● **GIVEN PROBLEM**: Leave out every picture, then transcribe the rest of the listing exactly.

● **AVAILABLE DATA**:
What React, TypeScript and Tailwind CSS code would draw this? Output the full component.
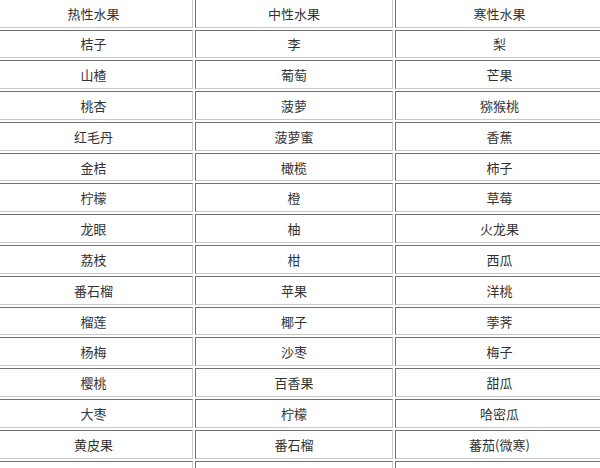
import React from "react";

const rows: string[][] = [
  ["热性水果", "中性水果", "寒性水果"],
  ["桔子", "李", "梨"],
  ["山楂", "葡萄", "芒果"],
  ["桃杏", "菠萝", "猕猴桃"],
  ["红毛丹", "菠萝蜜", "香蕉"],
  ["金桔", "橄榄", "柿子"],
  ["柠檬", "橙", "草莓"],
  ["龙眼", "柚", "火龙果"],
  ["荔枝", "柑", "西瓜"],
  ["番石榴", "苹果", "洋桃"],
  ["榴莲", "椰子", "荸荠"],
  ["杨梅", "沙枣", "梅子"],
  ["樱桃", "百香果", "甜瓜"],
  ["大枣", "柠檬", "哈密瓜"],
  ["黄皮果", "番石榴", "蕃茄(微寒)"],
  ["", "", ""],
];

export default function App() {
  return (
    <div className="w-[600px] h-[468px] overflow-hidden bg-white">
      <div
        className="grid grid-cols-[199px_198px_209px] auto-rows-[28.8px] gap-[2px] -ml-[6px] -mt-[1.3px] text-[13px] text-[#333]"
        style={{ fontFamily: '"Noto Sans CJK SC", "Noto Sans", sans-serif' }}
      >
        {rows.flatMap((r, i) =>
          r.map((c, j) => (
            <div
              key={`${i}-${j}`}
              className="flex items-center justify-center border border-t-[#707070] border-l-[#707070] border-b-[#c8c8c8] border-r-[#c8c8c8] leading-none"
            >
              {c}
            </div>
          ))
        )}
      </div>
    </div>
  );
}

● **SOLUTION TO THE EXERCISE**:
What React, TypeScript and Tailwind CSS code would draw this? Output the full component.
import React from "react";

const rows: string[][] = [
  ["热性水果", "中性水果", "寒性水果"],
  ["桔子", "李", "梨"],
  ["山楂", "葡萄", "芒果"],
  ["桃杏", "菠萝", "猕猴桃"],
  ["红毛丹", "菠萝蜜", "香蕉"],
  ["金桔", "橄榄", "柿子"],
  ["柠檬", "橙", "草莓"],
  ["龙眼", "柚", "火龙果"],
  ["荔枝", "柑", "西瓜"],
  ["番石榴", "苹果", "洋桃"],
  ["榴莲", "椰子", "荸荠"],
  ["杨梅", "沙枣", "梅子"],
  ["樱桃", "百香果", "甜瓜"],
  ["大枣", "柠檬", "哈密瓜"],
  ["黄皮果", "番石榴", "蕃茄(微寒)"],
  ["", "", ""],
];

export default function App() {
  return (
    <div className="w-[600px] h-[468px] overflow-hidden bg-white">
      <div
        className="grid grid-cols-[199px_198px_209px] auto-rows-[28.8px] gap-[2px] -ml-[6px] -mt-[1.3px] text-[13px] text-[#333]"
        style={{ fontFamily: '"Noto Sans CJK SC", "Noto Sans", sans-serif' }}
      >
        {rows.flatMap((r, i) =>
          r.map((c, j) => (
            <div
              key={`${i}-${j}`}
              className="flex items-center justify-center border border-t-[#707070] border-l-[#707070] border-b-[#c8c8c8] border-r-[#c8c8c8] leading-none"
            >
              {c}
            </div>
          ))
        )}
      </div>
    </div>
  );
}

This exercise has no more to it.